OPINIÓN
Una tarde de septiembre
Nuestro poder quedó en evidencia un día cualquiera, y entendimos que somos una sociedad vulnerable
Recuerdo que aquella tarde de septiembre de 2001 me encontraba jugando un partido de tenis. Solíamos ser habituales de las canchas durante julio y agosto, y siempre aprovechábamos las dos primeras semanas de septiembre para dar los últimos golpes del verano.
Un muchacho, no recuerdo ... quién, apareció entre las canchas diciendo que un avión se había estrellado contra las Torres Gemelas. Creo que, en ese momento, no éramos plenamente conscientes de lo que simbolizaban esas torres, ni de lo que significaba el terrorismo islámico. Pero, claro, pronto lo supimos, y estoy seguro de que más de uno de nuestra generación ha tenido algún susto en algún aeropuerto europeo.
No conservo muchos detalles de lo que ocurrió después. No recuerdo exactamente cómo vi las noticias: el especial de la tarde, las noticias de la noche, mientras merendaba o cenaba. Pero algo se me quedó grabado para el resto de mi vida, algo que aún recuerdo más de veinte años después: aquellas personas que se lanzaban por las ventanas. La duda que provocaban esas imágenes captadas en directo, la desesperación de quienes renunciaban a morir quemados y elegían lanzarse al vacío. Las imágenes del avión estrellándose una y otra vez, con un Matías Prats visiblemente conmocionado, haciendo su trabajo de la mejor manera posible.
Más de dos décadas después, los de mi generación, nacidos a partir de los años 80, hemos tenido que enfrentarnos, nos guste o no, al impacto de ese día. Con o sin teorías conspirativas, marcó un antes y un después para Occidente. No somos los mejores, ni los más poderosos, ni los más ricos.
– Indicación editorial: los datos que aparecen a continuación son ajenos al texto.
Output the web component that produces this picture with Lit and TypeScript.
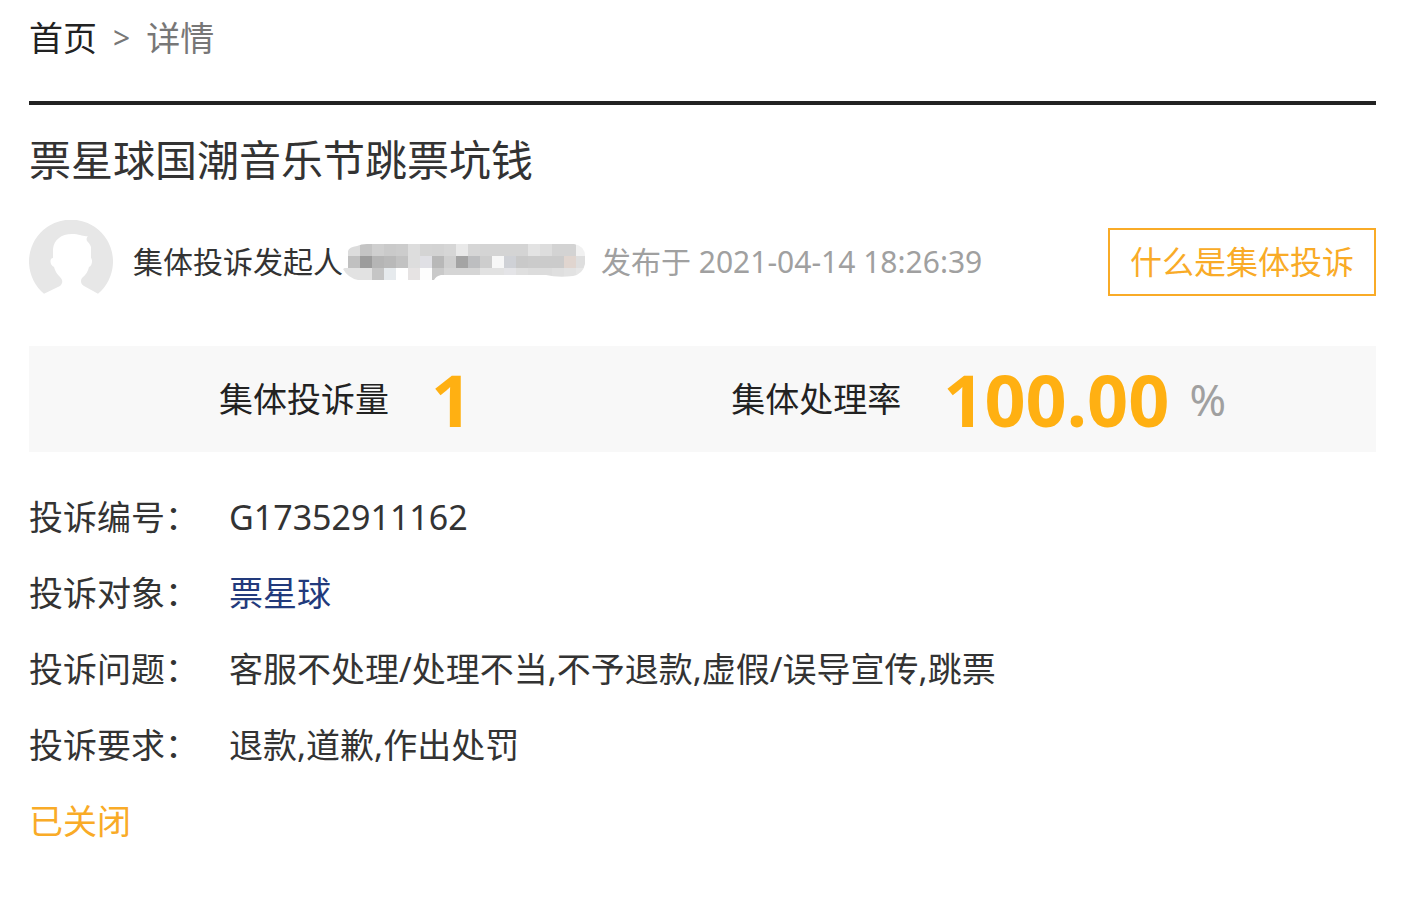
import { LitElement, html, svg, css } from "lit";
import { customElement } from "lit/decorators.js";

const TILE = 12;

// Rows of grey blocks that hide the author's name.
const MASK_ROWS: string[][] = [
  ["#dcdcdc", "#c4c4c4", "#cfcfcf", "#cacaca", "#cccccc", "#dddddd", "#d4d4d4", "#d3d3d3", "#d6d6d6", "#e9e9e9", "#d6d6d6", "#d4d4d4", "#d4d4d4", "#d4d4d4", "#d4d4d4", "#e3e3e3", "#dddddd", "#d3d3d3", "#d3d3d3", "#f1f1f1"],
  ["#c0c0c0", "#9c9c9c", "#b5b5b5", "#b9b9b9", "#c2c2c2", "#dddddd", "#e0e0e5", "#b8b8b8", "#cfcfcf", "#a4a4a4", "#bdbec0", "#cdcdcd", "#f7f7f7", "#cfd1d6", "#c9c9c9", "#cbcbcb", "#cbcbcb", "#cbcbcb", "#e0d5cf", "#dedede"],
  ["#e2e2e2", "#e2e2e2", "#c5c5c5", "#e6eaed", "#ffffff", "#e6e3e3", "#fdfdfd", "#c9c9c9", "#d5d5d5", "#d5d5d5", "#d5d5d5", "#e2e2e2", "#e2e2e2", "#e4e4e7", "#dfdfdf", "#dcdcdc", "#dcdcdc", "#dfdfdf", "#e2e2e2", "#e6e6e6"],
];

@customElement("app-root")
export class AppRoot extends LitElement {
  static styles = css`
    :host {
      display: block;
      font-family: "Noto Sans", "Noto Sans CJK SC", sans-serif;
      font-size: 34px;
      line-height: 50px;
      color: #333;
      background: #fff;
    }
    .page {
      padding: 13px 48px 0 29px;
    }
    a {
      text-decoration: none;
    }
    .crumbs {
      display: flex;
      gap: 16px;
      padding-bottom: 38px;
      border-bottom: 4px solid #222;
      color: #777;
    }
    .crumbs a {
      color: #222;
    }
    .crumbs .sep {
      font-size: 30px;
    }
    h1 {
      margin: 24px 0 0;
      font-size: 42px;
      font-weight: 400;
      line-height: 62px;
    }
    .meta {
      display: flex;
      align-items: center;
      margin-top: 29px;
      font-size: 30px;
    }
    .avatar {
      width: 84px;
      height: 84px;
      margin-right: 20px;
    }
    .mask {
      width: 242px;
      height: 36px;
    }
    .time {
      margin-left: 16px;
      color: #a0a0a0;
    }
    button {
      margin-left: auto;
      padding: 6px 20px;
      font: inherit;
      font-size: 32px;
      line-height: 52px;
      color: #f9ab27;
      background: #fff;
      border: 2px solid #f9ab27;
      cursor: pointer;
    }
    .stats {
      display: grid;
      grid-template-columns: 47% 47%;
      margin-top: 42px;
      background: #f8f8f8;
      color: #222;
    }
    .stat {
      display: flex;
      align-items: center;
      justify-content: center;
      height: 106px;
    }
    .num {
      margin-left: 42px;
      font-size: 72px;
      font-weight: 700;
      color: #ffb012;
    }
    .unit {
      margin-left: 20px;
      font-size: 44px;
      color: #a0a0a0;
    }
    dl {
      display: grid;
      grid-template-columns: max-content 1fr;
      gap: 26px 30px;
      margin: 40px 0 0;
    }
    dd {
      margin: 0;
    }
    dd a {
      color: #223a7c;
    }
    .status {
      margin: 26px 0;
      color: #f9ab27;
    }
  `;

  private details = [
    ["投诉编号：", "G17352911162"],
    ["投诉对象：", html`<a href="#">票星球</a>`],
    ["投诉问题：", "客服不处理/处理不当,不予退款,虚假/误导宣传,跳票"],
    ["投诉要求：", "退款,道歉,作出处罚"],
  ];

  private renderAvatar() {
    return html`<svg class="avatar" viewBox="0 0 84 84" aria-hidden="true">
      <path
        fill="#e7e7e7"
        d="M15 73.8A42 42 0 1 1 69 73.8L55 66C52 64 51 61 53 58C57 55 59 51 60 47C63 46 64 40 62 38V27C61 24 59 22 58 21C57 19 58 17 59 16C54 17 51 14 43 14C32 14 25 20 24 29V38C20 38 21 46 25 47C26 51 28 54 31 57C34 60 34 63 31 66Z"
      />
    </svg>`;
  }

  private renderMask() {
    return html`<svg class="mask" viewBox="0 0 242 36" aria-hidden="true">
      <defs>
        <clipPath id="blot">
          <path d="M5 7Q6 3 14 2Q18 0 24 0H231Q242 2 242 12V20Q240 30 230 32Q215 34 203 31H98Q93 32 91 36H38L15 36Q5 34 0 25L5 22Z" />
        </clipPath>
      </defs>
      <g clip-path="url(#blot)" shape-rendering="crispEdges">
        <rect x="0" y="24" width="5" height="12" fill="#e2e2e2" />
        ${MASK_ROWS.map((row, y) =>
          row.map(
            (fill, x) =>
              svg`<rect x=${5 + x * TILE} y=${y * TILE} width=${TILE} height=${TILE} fill=${fill} />`
          )
        )}
      </g>
    </svg>`;
  }

  render() {
    return html`<main class="page">
      <nav class="crumbs">
        <a href="#">首页</a><span class="sep">&gt;</span><span>详情</span>
      </nav>
      <h1>票星球国潮音乐节跳票坑钱</h1>
      <div class="meta">
        ${this.renderAvatar()}
        <span>集体投诉发起人</span>
        ${this.renderMask()}
        <span class="time">发布于 2021-04-14 18:26:39</span>
        <button type="button">什么是集体投诉</button>
      </div>
      <section class="stats">
        <div class="stat"><span>集体投诉量</span><span class="num">1</span></div>
        <div class="stat">
          <span>集体处理率</span><span class="num">100.00</span><span class="unit">%</span>
        </div>
      </section>
      <dl>
        ${this.details.map(([label, value]) => html`<dt>${label}</dt><dd>${value}</dd>`)}
      </dl>
      <p class="status">已关闭</p>
    </main>`;
  }
}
Nuestro poder quedó en evidencia un día cualquiera, y entendimos que somos una sociedad vulnerable. No aprendimos nada de aquello, y años más tarde, con la llegada de la pandemia, volvimos a mostrar nuestras miserias.
Insisto en la idea de que hemos tenido que reeducarnos en esa vulnerabilidad. Unos años después del atentado, algunos comenzábamos nuestras carreras profesionales, emprendíamos negocios. Y entonces llegó la crisis financiera, una de las más grandes de nuestra era. Y, en el fondo, creo que no aprendimos nada, al menos aquellos que dependemos de otros, de esa generación anterior que aún se cree invencible.
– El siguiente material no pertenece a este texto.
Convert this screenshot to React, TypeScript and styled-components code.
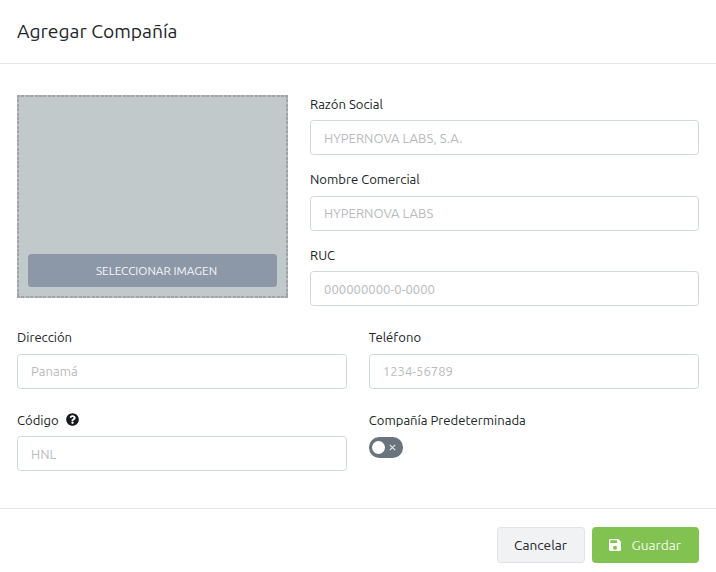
import React from "react";
import styled, { createGlobalStyle } from "styled-components";

const GlobalStyle = createGlobalStyle`
  *, *::before, *::after { box-sizing: border-box; }
  body {
    margin: 0;
    background: #fff;
    color: #212529;
    font-family: Ubuntu, "Noto Sans", sans-serif;
    font-size: 13.1px;
  }
  button, input { font: inherit; }
`;

const Dialog = styled.form`
  display: flex;
  flex-direction: column;
  height: 572px;
  overflow: hidden;
`;

const Header = styled.header`
  height: 64px;
  padding: 19px 17px 0;
  border-bottom: 1px solid #e6e7e8;
`;

const Title = styled.h1`
  margin: 0;
  font-size: 19.25px;
  font-weight: 400;
  line-height: 24px;
`;

const Body = styled.main`
  flex: 1;
  padding: 30.7px 17.5px 0 17px;
`;

const TopSection = styled.section`
  display: grid;
  grid-template-columns: 271px 1fr;
  column-gap: 22px;
`;

const FieldStack = styled.div`
  display: grid;
  row-gap: 15px;
`;

const FieldGrid = styled.section`
  display: grid;
  grid-template-columns: 1fr 1fr;
  gap: 21.9px 22px;
  margin-top: 22.2px;
`;

const dashX = "repeating-linear-gradient(90deg, #a0a5a7 0 3px, #bbc1c3 3px 4.4px)";
const dashY = "repeating-linear-gradient(180deg, #a0a5a7 0 3px, #bbc1c3 3px 4.4px)";

const ImageDrop = styled.div`
  display: flex;
  align-items: flex-end;
  height: 203px;
  padding: 11px;
  background:
    ${dashX} top / 100% 2px no-repeat,
    ${dashX} bottom / 100% 2px no-repeat,
    ${dashY} left / 2px 100% no-repeat,
    ${dashY} right / 2px 100% no-repeat,
    #c2c9cb;
`;

const SelectImage = styled.button`
  flex: 1;
  height: 33px;
  padding: 0 0 0 8px;
  border: 0;
  border-radius: 3.5px;
  background: #8c97a8;
  color: #f5f7f9;
  font-size: 11.75px;
`;

const FieldBox = styled.div`
  display: flex;
  flex-direction: column;
  gap: 7.5px;
`;

const Label = styled.label`
  display: flex;
  align-items: center;
  gap: 7px;
  height: 18px;
  line-height: 18px;
`;

const Input = styled.input`
  width: 100%;
  height: 35px;
  padding: 0 13px;
  border: 1px solid #d0d9da;
  border-radius: 3.5px;
  background: #fff;
  color: #212529;
  outline: 0;

  &::placeholder { color: #b9bbbc; opacity: 1; }
`;

const Switch = styled.button`
  display: flex;
  align-items: center;
  gap: 4px;
  width: 34.5px;
  height: 20.5px;
  margin-top: 1px;
  padding: 0 3px;
  border: 0;
  border-radius: 10.25px;
  background: #69747e;
`;

const Knob = styled.span`
  width: 13px;
  height: 13px;
  border-radius: 50%;
  background: #fff;
`;

const Footer = styled.footer`
  display: flex;
  justify-content: flex-end;
  gap: 7px;
  height: 64px;
  padding: 18px 17.5px 0;
  border-top: 1px solid #e8e9ea;
`;

const Action = styled.button<{ $primary?: boolean }>`
  display: flex;
  align-items: center;
  justify-content: center;
  gap: 10.5px;
  width: ${(p) => (p.$primary ? 107 : 88)}px;
  height: 36px;
  padding: 0;
  border: 1px solid ${(p) => (p.$primary ? "#82c250" : "#e1e3e6")};
  border-radius: 3.5px;
  background: ${(p) => (p.$primary ? "#82c250" : "#f1f2f4")};
  color: ${(p) => (p.$primary ? "#f4faef" : "#212529")};
  font-size: 13.7px;
`;

const HelpIcon = () => (
  <svg width="13" height="13" viewBox="0 0 512 512" fill="#17191c" aria-hidden="true">
    <path d="M504 256c0 136.997-111.043 248-248 248S8 392.997 8 256C8 119.083 119.043 8 256 8s248 111.083 248 248zM262.655 90c-54.497 0-89.255 22.957-116.549 63.758-3.536 5.286-2.353 12.415 2.715 16.258l34.699 26.31c5.205 3.947 12.621 3.008 16.665-2.122 17.864-22.658 30.113-35.797 57.303-35.797 20.429 0 45.698 13.148 45.698 32.958 0 14.976-12.363 22.667-32.534 33.976C247.128 238.528 216 254.941 216 296v4c0 6.627 5.373 12 12 12h56c6.627 0 12-5.373 12-12v-1.333c0-28.462 83.186-29.647 83.186-106.667 0-58.002-60.165-102-116.531-102zM256 338c-25.365 0-46 20.635-46 46 0 25.364 20.635 46 46 46s46-20.636 46-46c0-25.365-20.635-46-46-46z" />
  </svg>
);

const SaveIcon = () => (
  <svg width="12" height="12" viewBox="3 3 18 18" fill="#fff" aria-hidden="true">
    <path d="M17 3H5a2 2 0 0 0-2 2v14a2 2 0 0 0 2 2h14a2 2 0 0 0 2-2V7l-4-4zm-5 16a3 3 0 1 1 0-6 3 3 0 0 1 0 6zm3-10H5V5h10v4z" />
  </svg>
);

const CrossIcon = () => (
  <svg width="7" height="7" viewBox="0 0 7 7" stroke="#e4e8eb" strokeWidth="1.15" aria-hidden="true">
    <path d="M.8.8l5.4 5.4M6.2.8L.8 6.2" />
  </svg>
);

interface FieldProps {
  id: string;
  label: string;
  placeholder: string;
  help?: boolean;
}

const Field = ({ id, label, placeholder, help }: FieldProps) => (
  <FieldBox>
    <Label htmlFor={id}>
      {label}
      {help && <HelpIcon />}
    </Label>
    <Input id={id} placeholder={placeholder} />
  </FieldBox>
);

export default function App() {
  return (
    <>
      <GlobalStyle />
      <Dialog>
        <Header>
          <Title>Agregar Compañía</Title>
        </Header>
        <Body>
          <TopSection>
            <ImageDrop>
              <SelectImage type="button">SELECCIONAR IMAGEN</SelectImage>
            </ImageDrop>
            <FieldStack>
              <Field id="razon" label="Razón Social" placeholder="HYPERNOVA LABS, S.A." />
              <Field id="nombre" label="Nombre Comercial" placeholder="HYPERNOVA LABS" />
              <Field id="ruc" label="RUC" placeholder="000000000-0-0000" />
            </FieldStack>
          </TopSection>
          <FieldGrid>
            <Field id="direccion" label="Dirección" placeholder="Panamá" />
            <Field id="telefono" label="Teléfono" placeholder="1234-56789" />
            <Field id="codigo" label="Código" placeholder="HNL" help />
            <FieldBox>
              <Label as="span">Compañía Predeterminada</Label>
              <Switch type="button" role="switch" aria-checked={false} aria-label="Compañía Predeterminada">
                <Knob />
                <CrossIcon />
              </Switch>
            </FieldBox>
          </FieldGrid>
        </Body>
        <Footer>
          <Action type="button">Cancelar</Action>
          <Action type="button" $primary>
            <SaveIcon />
            Guardar
          </Action>
        </Footer>
      </Dialog>
    </>
  );
}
Estoy un poco cansado de escuchar que hemos criado a una juventud que lo tiene todo, que no sabe lo que es el esfuerzo o el sacrificio, que desconoce lo que significa la renuncia. A veces no puedo evitar mirar con cierto desdén a quienes dicen eso, quienes desprecian lo que simboliza mi generación y la que viene detrás.
Seamos sinceros: ¿tenemos algo aparte de una sensación constante de colapso? Los que nacieron a mediados de los noventa han vivido en una crisis continua, no conocen una época de verdadera bonanza.
Después de todo, entiendo el endeudamiento infinito al que nos han sometido los mandatarios europeos tras la pandemia. Entiendo esta deuda basada en el consumo, en salir, en gastar, como si el mundo fuera a acabarse. Al menos han contribuido a retrasar el derrumbe de esta hegemonía. Algo más de veinte años después, comprendo que todo empezó con un fatídico 11 de septiembre.